Companies Add Services to Bills Without Consent, Consumers Say
Customers are angry at Verizon Wireless, Best Buy, others for "simmering trend."
Feb. 1, 2010— -- Ever since her divorce a few years ago, Sandye Linnetz has kept her finances on a tight leash. When interest rates fall, she asks her credit card company for a better deal. She fixes her own computer and cleans her own house.
So when a mysterious $9.99 monthly charge appeared on her Verizon Wireless bill a few weeks after she renewed her contract, Linnetz did a double-take. The charge came without a description, she said, just a confusing jumble of letters, and she wanted to know what it covered.
A Verizon agent told her it was for monthly phone insurance, Linnetz said, adding that she never signed up for it.
"The customer service rep said, 'That's funny, they may have automatically put it on,'" said Linnetz, who had the charge canceled.
"I don't think it was an accident."
Linnetz is one of many U.S. consumers who said they have noticed unauthorized charges appearing on their phone, cable and even shopping bills. Like Linnetz, some of them believe that companies are intentionally "upselling" their customers with unnecessary services and hoping that the charges will go undetected.
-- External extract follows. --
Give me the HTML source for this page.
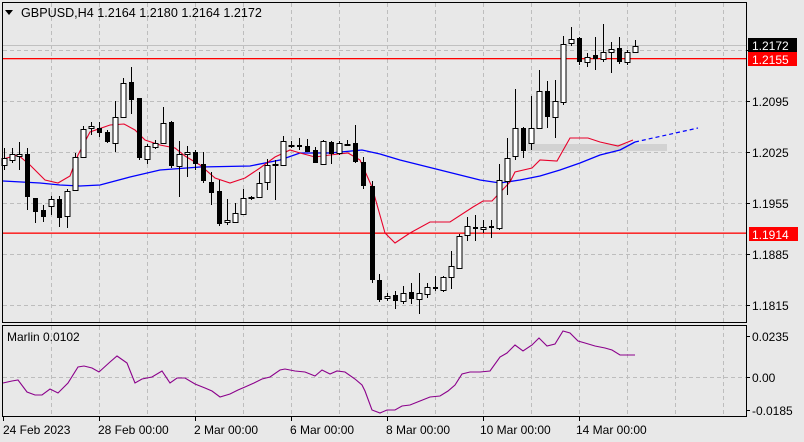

"This kind of thing has been ongoing for some time," said Gary Almond, director of the Better Business Bureau of Los Angeles, explaining that he has often seen companies add services to their customers' bills without consent in his 20 years of working at the bureau.
"It's a profit center for most businesses," Almond said.
Such incidents of aggressive upselling are especially egregious because the charges are initiated by the companies themselves, not by third-party vendors who fraudulently smuggle themselves into bills in the rapidly growing practice of "cramming."